What the exercise asks:
Set the listing down again in full, word for word, with the pictures left out.

※

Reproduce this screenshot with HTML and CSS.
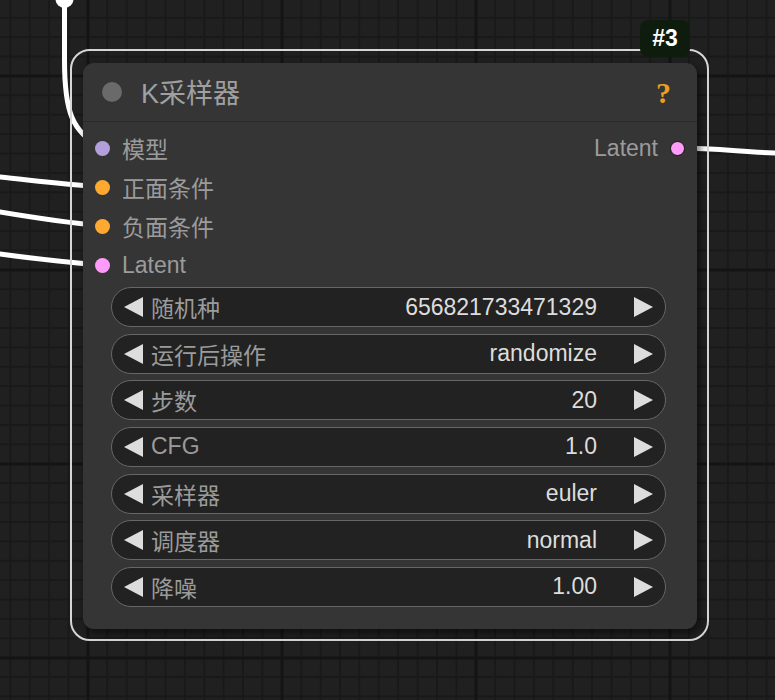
FILE: index.html
```html
<!DOCTYPE html>
<html>
<head>
<meta charset="utf-8">
<link rel="stylesheet" href="styles.css">
</head>
<body>
<div class="canvas">
  <svg class="wires" width="775" height="700" viewBox="0 0 775 700">
    <circle cx="64.5" cy="-1" r="9" fill="#fff"/>
    <path d="M64.5 5 L64.5 60 C64.5 112 72 132 102 148" />
    <path d="M0 177 C30 180 60 184 102 187" />
    <path d="M0 212 C30 217 60 222 102 226" />
    <path d="M0 254 C30 258 60 262 102 265" />
    <path d="M677 148 C720 148 740 152 775 153" />
  </svg>

  <div class="outline"></div>

  <div class="node">
    <div class="node-title">
      <span class="title-dot"></span>
      <span class="title-text">K采样器</span>
      <span class="help">?</span>
    </div>
    <div class="node-body">
      <div class="slots">
        <div class="slot-row">
          <div class="slot in"><span class="dot model"></span><span class="slot-label">模型</span></div>
          <div class="slot out"><span class="slot-label">Latent</span><span class="dot latent ring"></span></div>
        </div>
        <div class="slot-row">
          <div class="slot in"><span class="dot cond"></span><span class="slot-label">正面条件</span></div>
        </div>
        <div class="slot-row">
          <div class="slot in"><span class="dot cond"></span><span class="slot-label">负面条件</span></div>
        </div>
        <div class="slot-row">
          <div class="slot in"><span class="dot latent"></span><span class="slot-label">Latent</span></div>
        </div>
      </div>
      <div class="widgets">
        <div class="widget"><span class="arrow left"></span><span class="w-label">随机种</span><span class="w-value">656821733471329</span><span class="arrow right"></span></div>
        <div class="widget"><span class="arrow left"></span><span class="w-label">运行后操作</span><span class="w-value">randomize</span><span class="arrow right"></span></div>
        <div class="widget"><span class="arrow left"></span><span class="w-label">步数</span><span class="w-value">20</span><span class="arrow right"></span></div>
        <div class="widget"><span class="arrow left"></span><span class="w-label">CFG</span><span class="w-value">1.0</span><span class="arrow right"></span></div>
        <div class="widget"><span class="arrow left"></span><span class="w-label">采样器</span><span class="w-value">euler</span><span class="arrow right"></span></div>
        <div class="widget"><span class="arrow left"></span><span class="w-label">调度器</span><span class="w-value">normal</span><span class="arrow right"></span></div>
        <div class="widget"><span class="arrow left"></span><span class="w-label">降噪</span><span class="w-value">1.00</span><span class="arrow right"></span></div>
      </div>
    </div>
  </div>

  <div class="badge">#3</div>
</div>
</body>
</html>
```

FILE: styles.css
```css
html, body {
  margin: 0;
  padding: 0;
  background: #202020;
}

.canvas {
  position: relative;
  width: 775px;
  height: 700px;
  overflow: hidden;
  font-family: "Liberation Sans", Arial, "Noto Sans CJK SC", sans-serif;
  background-color: #202020;
  background-image:
    linear-gradient(to right, #141414 3px, transparent 3px),
    linear-gradient(to bottom, #141414 3px, transparent 3px),
    linear-gradient(to right, #191919 2px, transparent 2px),
    linear-gradient(to bottom, #191919 2px, transparent 2px);
  background-size: 194px 100%, 100% 194px, 19.4px 100%, 100% 19.4px;
  background-position: 86.5px 0, 0 74.5px, 9.4px 0, 0 16.8px;
}

.wires {
  position: absolute;
  left: 0;
  top: 0;
}

.wires path {
  fill: none;
  stroke: #ffffff;
  stroke-width: 5;
  stroke-linecap: round;
}

.outline {
  position: absolute;
  left: 70px;
  top: 49px;
  width: 635px;
  height: 588px;
  border: 2px solid #d6d6d6;
  border-radius: 20px;
}

.node {
  position: absolute;
  left: 83px;
  top: 63px;
  width: 614px;
  height: 566px;
  background: #353535;
  border-radius: 11px;
  box-shadow: 3px 4px 8px rgba(0, 0, 0, 0.55);
  display: flex;
  flex-direction: column;
}

.node-title {
  height: 58px;
  border-bottom: 1px solid #2b2b2b;
  display: flex;
  align-items: center;
  padding: 0 0 0 19px;
  box-sizing: content-box;
}

.title-dot {
  width: 20px;
  height: 20px;
  border-radius: 50%;
  background: #6a6a6a;
  flex: none;
  margin-top: -1px;
}

.title-text {
  margin-left: 19px;
  font-size: 27px;
  color: #a0a0a0;
  flex: 1;
  margin-top: -1px;
}

.help {
  font-family: "Liberation Serif", serif;
  font-weight: bold;
  font-size: 30px;
  color: #ec9f1f;
  margin-right: 26px;
  margin-top: 2px;
}

.node-body {
  padding: 6.5px 0 0 0;
  display: flex;
  flex-direction: column;
}

.slots {
  display: flex;
  flex-direction: column;
}

.slot-row {
  height: 39px;
  display: flex;
  align-items: center;
  justify-content: space-between;
}

.slot {
  display: flex;
  align-items: center;
  gap: 12px;
}

.slot.in {
  padding-left: 12px;
}

.slot.out {
  padding-right: 12px;
}

.slot-label {
  font-size: 23px;
  color: #9b9b9b;
}

.dot {
  width: 15px;
  height: 15px;
  border-radius: 50%;
  flex: none;
}

.dot.model { background: #b49fdd; }
.dot.cond { background: #ffa931; }
.dot.latent { background: #ff9cf9; }
.dot.ring {
  width: 13px;
  height: 13px;
  border: 1.5px solid #111;
}

.widgets {
  margin: 2.5px 31px 0 28px;
  display: flex;
  flex-direction: column;
  gap: 6.67px;
}

.widget {
  height: 40px;
  box-sizing: border-box;
  border: 1.5px solid #676767;
  border-radius: 20px;
  background: #222222;
  display: flex;
  align-items: center;
  padding: 0 12px 0 12px;
  font-size: 23px;
}

.arrow {
  width: 0;
  height: 0;
  border-top: 10px solid transparent;
  border-bottom: 10px solid transparent;
  flex: none;
}

.arrow.left {
  border-right: 19px solid #dddddd;
}

.arrow.right {
  border-left: 19px solid #dddddd;
  margin-left: 37px;
}

.w-label {
  color: #9b9b9b;
  margin-left: 8px;
  flex: 1;
}

.w-value {
  color: #dddddd;
}

.badge {
  position: absolute;
  left: 640px;
  top: 20px;
  width: 50px;
  height: 37px;
  border-radius: 8px;
  background: #0e1c0e;
  color: #ffffff;
  font-size: 23px;
  font-weight: bold;
  display: flex;
  align-items: center;
  justify-content: center;
}
```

※

Final result:
Reproduce this screenshot with HTML and CSS.
FILE: index.html
```html
<!DOCTYPE html>
<html>
<head>
<meta charset="utf-8">
<link rel="stylesheet" href="styles.css">
</head>
<body>
<div class="canvas">
  <svg class="wires" width="775" height="700" viewBox="0 0 775 700">
    <circle cx="64.5" cy="-1" r="9" fill="#fff"/>
    <path d="M64.5 5 L64.5 60 C64.5 112 72 132 102 148" />
    <path d="M0 177 C30 180 60 184 102 187" />
    <path d="M0 212 C30 217 60 222 102 226" />
    <path d="M0 254 C30 258 60 262 102 265" />
    <path d="M677 148 C720 148 740 152 775 153" />
  </svg>

  <div class="outline"></div>

  <div class="node">
    <div class="node-title">
      <span class="title-dot"></span>
      <span class="title-text">K采样器</span>
      <span class="help">?</span>
    </div>
    <div class="node-body">
      <div class="slots">
        <div class="slot-row">
          <div class="slot in"><span class="dot model"></span><span class="slot-label">模型</span></div>
          <div class="slot out"><span class="slot-label">Latent</span><span class="dot latent ring"></span></div>
        </div>
        <div class="slot-row">
          <div class="slot in"><span class="dot cond"></span><span class="slot-label">正面条件</span></div>
        </div>
        <div class="slot-row">
          <div class="slot in"><span class="dot cond"></span><span class="slot-label">负面条件</span></div>
        </div>
        <div class="slot-row">
          <div class="slot in"><span class="dot latent"></span><span class="slot-label">Latent</span></div>
        </div>
      </div>
      <div class="widgets">
        <div class="widget"><span class="arrow left"></span><span class="w-label">随机种</span><span class="w-value">656821733471329</span><span class="arrow right"></span></div>
        <div class="widget"><span class="arrow left"></span><span class="w-label">运行后操作</span><span class="w-value">randomize</span><span class="arrow right"></span></div>
        <div class="widget"><span class="arrow left"></span><span class="w-label">步数</span><span class="w-value">20</span><span class="arrow right"></span></div>
        <div class="widget"><span class="arrow left"></span><span class="w-label">CFG</span><span class="w-value">1.0</span><span class="arrow right"></span></div>
        <div class="widget"><span class="arrow left"></span><span class="w-label">采样器</span><span class="w-value">euler</span><span class="arrow right"></span></div>
        <div class="widget"><span class="arrow left"></span><span class="w-label">调度器</span><span class="w-value">normal</span><span class="arrow right"></span></div>
        <div class="widget"><span class="arrow left"></span><span class="w-label">降噪</span><span class="w-value">1.00</span><span class="arrow right"></span></div>
      </div>
    </div>
  </div>

  <div class="badge">#3</div>
</div>
</body>
</html>
```

FILE: styles.css
```css
html, body {
  margin: 0;
  padding: 0;
  background: #202020;
}

.canvas {
  position: relative;
  width: 775px;
  height: 700px;
  overflow: hidden;
  font-family: "Liberation Sans", Arial, "Noto Sans CJK SC", sans-serif;
  background-color: #202020;
  background-image:
    linear-gradient(to right, #141414 3px, transparent 3px),
    linear-gradient(to bottom, #141414 3px, transparent 3px),
    linear-gradient(to right, #191919 2px, transparent 2px),
    linear-gradient(to bottom, #191919 2px, transparent 2px);
  background-size: 194px 100%, 100% 194px, 19.4px 100%, 100% 19.4px;
  background-position: 86.5px 0, 0 74.5px, 9.4px 0, 0 16.8px;
}

.wires {
  position: absolute;
  left: 0;
  top: 0;
}

.wires path {
  fill: none;
  stroke: #ffffff;
  stroke-width: 5;
  stroke-linecap: round;
}

.outline {
  position: absolute;
  left: 70px;
  top: 49px;
  width: 635px;
  height: 588px;
  border: 2px solid #d6d6d6;
  border-radius: 20px;
}

.node {
  position: absolute;
  left: 83px;
  top: 63px;
  width: 614px;
  height: 566px;
  background: #353535;
  border-radius: 11px;
  box-shadow: 3px 4px 8px rgba(0, 0, 0, 0.55);
  display: flex;
  flex-direction: column;
}

.node-title {
  height: 58px;
  border-bottom: 1px solid #2b2b2b;
  display: flex;
  align-items: center;
  padding: 0 0 0 19px;
  box-sizing: content-box;
}

.title-dot {
  width: 20px;
  height: 20px;
  border-radius: 50%;
  background: #6a6a6a;
  flex: none;
  margin-top: -1px;
}

.title-text {
  margin-left: 19px;
  font-size: 27px;
  color: #a0a0a0;
  flex: 1;
  margin-top: -1px;
}

.help {
  font-family: "Liberation Serif", serif;
  font-weight: bold;
  font-size: 30px;
  color: #ec9f1f;
  margin-right: 26px;
  margin-top: 2px;
}

.node-body {
  padding: 6.5px 0 0 0;
  display: flex;
  flex-direction: column;
}

.slots {
  display: flex;
  flex-direction: column;
}

.slot-row {
  height: 39px;
  display: flex;
  align-items: center;
  justify-content: space-between;
}

.slot {
  display: flex;
  align-items: center;
  gap: 12px;
}

.slot.in {
  padding-left: 12px;
}

.slot.out {
  padding-right: 12px;
}

.slot-label {
  font-size: 23px;
  color: #9b9b9b;
}

.dot {
  width: 15px;
  height: 15px;
  border-radius: 50%;
  flex: none;
}

.dot.model { background: #b49fdd; }
.dot.cond { background: #ffa931; }
.dot.latent { background: #ff9cf9; }
.dot.ring {
  width: 13px;
  height: 13px;
  border: 1.5px solid #111;
}

.widgets {
  margin: 2.5px 31px 0 28px;
  display: flex;
  flex-direction: column;
  gap: 6.67px;
}

.widget {
  height: 40px;
  box-sizing: border-box;
  border: 1.5px solid #676767;
  border-radius: 20px;
  background: #222222;
  display: flex;
  align-items: center;
  padding: 0 12px 0 12px;
  font-size: 23px;
}

.arrow {
  width: 0;
  height: 0;
  border-top: 10px solid transparent;
  border-bottom: 10px solid transparent;
  flex: none;
}

.arrow.left {
  border-right: 19px solid #dddddd;
}

.arrow.right {
  border-left: 19px solid #dddddd;
  margin-left: 37px;
}

.w-label {
  color: #9b9b9b;
  margin-left: 8px;
  flex: 1;
}

.w-value {
  color: #dddddd;
}

.badge {
  position: absolute;
  left: 640px;
  top: 20px;
  width: 50px;
  height: 37px;
  border-radius: 8px;
  background: #0e1c0e;
  color: #ffffff;
  font-size: 23px;
  font-weight: bold;
  display: flex;
  align-items: center;
  justify-content: center;
}
```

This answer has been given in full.